# Hymer b644



## buttybarrett (Aug 20, 2010)

hi all, wonder if there is anyone out there who could help????

We are looking to buy our first MH. The layout we THINK we like is the b644 hymer.( end lounge from the '90) However all the ones for sale are 3 hours or more away from us.

Does anyone own one that we could view? That is closer to home. Before we make our minds up and travel.

We live near Bournemouth and would quite happily travel 1.5 hours in any direction.

Thank you in advance

Buttybarrett


----------



## ardgour (Mar 22, 2008)

We have the 644 end lounge J shape front diner but it is 2003. It is a really versatile layout, lots of storage and still only 7m. 
I know we are the other end of the country but if you haven't managed to see one in the next few weeks we will be driving down the country to take a channel ferry 3rd week in August.

Chris


----------



## buttybarrett (Aug 20, 2010)

*B644*

Thank you,

We will be stewarding at a rally in pimpern in dorest (for the CCC) near the steam fair around that time. You'd be most welcome to visit or even stop over night if members.

Many thanks
Buttybarrett


----------



## tonyt (May 25, 2005)

Have you checked out Ebay & Pre loved etc - there just may be something within range.


----------



## buttybarrett (Aug 20, 2010)

*B644*

Thank you. we are checking constantly. The 3 we called about this week had all sold before we could even get in the car sadly.


----------



## cbrookson (Jul 19, 2010)

Hambilton have one but it is a bit of a drive for you ...

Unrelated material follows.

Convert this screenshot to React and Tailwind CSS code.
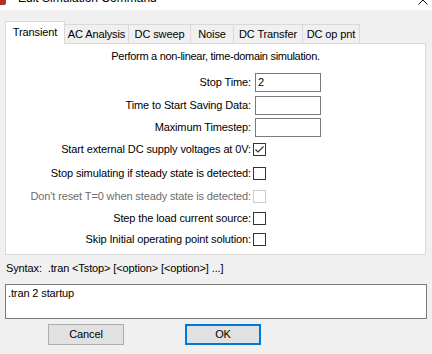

http://www.friendlyhippo.co.uk/hymerdirect/img19.html

Look well specced and interstingly RHD ....

Cheers


----------



## buttybarrett (Aug 20, 2010)

*B644*

Hiya thank you . Yes is a bit far really but your right looks good. Almost 5 hours each way


----------



## buttybarrett (Aug 20, 2010)

*B644 success*

Thank you all for your help. We have now found, viewed and purchased a van and will be out this weekend making sure we can work everything.


----------



## Westkirby01 (Jan 25, 2009)

Congratulations.
Going to tell us what you have purchased?


----------



## buttybarrett (Aug 20, 2010)

We are now the proud owners of 'Heidi the Hyner' who is a 1992 b644 complete with loads of accessories.


----------



## Westkirby01 (Jan 25, 2009)

Congratulations. Welcome to the 'classics'. Aren't they Lovely? If you have any problems, post and you will get your answers I am sure.

Regards


----------



## cbrookson (Jul 19, 2010)

My Congratulations too! They keep you busy


----------